Black Jack trust members plan to turn the site into a battlefield and nature park. The house will be renovated but returned to the likeness of its 1880s origin. There was never a furnace in the house, so there is no ductwork, trust member Kerry Altenbernd said.

Volunteer Dick Harman uses a metal detector at the Black Jack site in search of battle artifacts. The heavily wooded area will be serve as a nature preserve in the future.

“It’s old. It’s not changed a lot, so it would not be too difficult to put it back to its original character,” Altenbernd said.

The house may eventually be used as a temporary battlefield visitor center, Altenbernd said. Trust members are still discussing whether to have a permanent visitor center on site or elsewhere. If at another location, visitors could be bused to the battlefield, he said.

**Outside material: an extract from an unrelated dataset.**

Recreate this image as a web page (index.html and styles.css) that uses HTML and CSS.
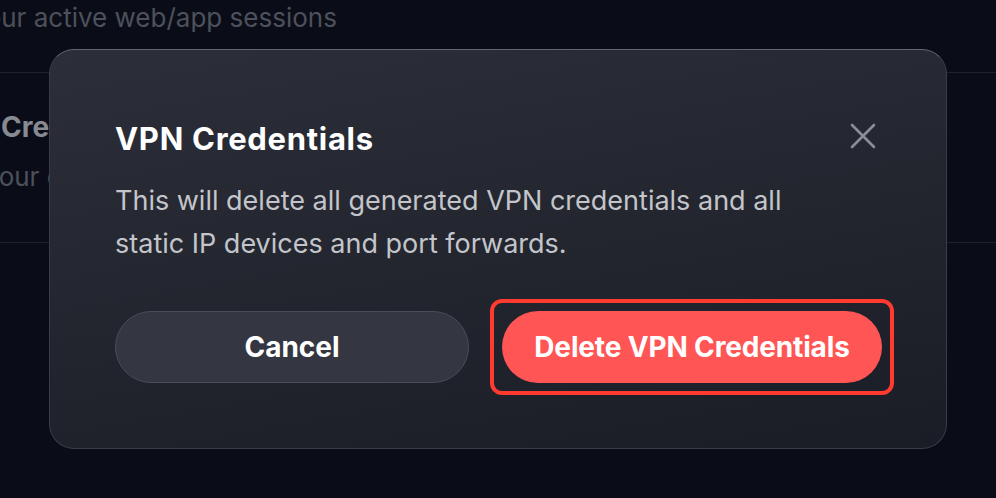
FILE: index.html
```html
<!DOCTYPE html>
<html lang="en">
<head>
    <meta charset="UTF-8">
    <meta name="viewport" content="width=device-width, initial-scale=1.0">
    <title>VPN Credentials</title>
    <link rel="stylesheet" href="styles.css">
</head>
<body>
    <div class="settings-list">
        <div class="settings-row first">
            <p class="row-desc sessions">Your active web/app sessions</p>
        </div>
        <div class="settings-row">
            <h3 class="row-title">VPN Credentials</h3>
            <p class="row-desc creds">Your credentials and devices</p>
        </div>
    </div>

    <div class="modal">
        <div class="modal-header">
            <h2>VPN Credentials</h2>
            <button class="close-btn" aria-label="Close">
                <svg width="26" height="26" viewBox="0 0 26 26" fill="none">
                    <path d="M2 2L24 24M24 2L2 24" stroke="#8b8e96" stroke-width="2.6" stroke-linecap="round"/>
                </svg>
            </button>
        </div>
        <p class="modal-text">This will delete all generated VPN credentials and all static IP devices and port forwards.</p>
        <div class="modal-actions">
            <button class="btn btn-cancel">Cancel</button>
            <div class="focus-ring">
                <button class="btn btn-danger">Delete VPN Credentials</button>
            </div>
        </div>
    </div>
</body>
</html>
```

FILE: styles.css
```css
body {
    font-family: Inter, "Noto Sans", sans-serif;
    background-color: #0a0d17;
    margin: 0;
    height: 100vh;
    overflow: hidden;
}

.settings-row {
    border-bottom: 1px solid #1e222c;
    padding: 36px 0 47px;
}

.settings-row.first {
    padding: 0 0 36px;
}

.row-title {
    margin: 0 0 14px -66px;
    font-size: 28px;
    line-height: 36px;
    font-weight: 700;
    color: #878a92;
}

.row-desc {
    margin: 0;
    font-size: 26px;
    color: #4d515b;
    line-height: 36px;
}

.row-desc.sessions {
    margin-left: -30px;
}

.row-desc.creds {
    margin-left: -17px;
}

.modal {
    position: absolute;
    left: 49px;
    top: 49px;
    width: 898px;
    height: 400px;
    box-sizing: border-box;
    padding: 69px 52px 0 65px;
    border-radius: 25px;
    border: 1px solid #3a3d47;
    border-top-color: #62656e;
    background: linear-gradient(170deg, #2c2f39 0%, #23262f 50%, #1a1d26 100%);
}

.modal-header {
    display: flex;
    justify-content: space-between;
    align-items: center;
    padding-right: 18px;
}

.modal-header h2 {
    margin: 0;
    font-size: 31px;
    line-height: 40px;
    font-weight: 700;
    color: #ffffff;
    letter-spacing: 0.7px;
}

.close-btn {
    background: none;
    border: none;
    padding: 0;
    width: 26px;
    height: 26px;
    margin-bottom: 7px;
    cursor: pointer;
}

.modal-text {
    margin: 20px 0 0;
    max-width: 700px;
    font-size: 27px;
    line-height: 43px;
    color: #c3c5ca;
}

.modal-actions {
    display: flex;
    align-items: center;
    gap: 21px;
    margin-top: 34px;
}

.btn {
    flex-shrink: 0;
    height: 72px;
    border-radius: 36px;
    font-family: inherit;
    font-size: 28px;
    font-weight: 700;
    color: #ffffff;
    cursor: pointer;
}

.btn-cancel {
    width: 354px;
    background-color: #343741;
    border: 1px solid #4a4d57;
}

.focus-ring {
    flex-shrink: 0;
    padding: 8px;
    border: 4px solid #ff3b30;
    border-radius: 12px;
}

.btn-danger {
    display: block;
    width: 380px;
    background-color: #ff5555;
    border: none;
    letter-spacing: -0.15px;
}
```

In the early 1970s, the Cavender family donated a quarter-acre of land to Douglas County. The land became the Robert Hall Pearson Memorial Park. Fenced and gated, the park features a picnic shelter and quartz monument noting that the property was the site of the first battle between free and slave state forces. The marker was made by an Oklahoma company and paid for by the city of Baldwin at the turn of the 20th century. For decades, the monument sat on the other side of the road that runs along the battlefield until it was moved into the park.

Underneath the Pearson Park sign is another sign that lists the names of the battle’s combatants.

The battlefield park also will serve as a nature preserve. In the future, a natural resources survey will be conducted by Kelly Kindscher, Kansas University associate scientist with the Kansas Biological Survey.

“He will decide what we need to do to get rid of any invasive species and what species we need to bring back,” Altenbernd said.

Later this spring or early summer a contractor for the county and the Kansas Department of Health and Environment will clean up sites to the north and west of the battlefield that were once used as a dumping ground.

“We have a lot of things we need to do before we can open it up to the public,” Altenbernd said. “It’s going to be a couple of years.”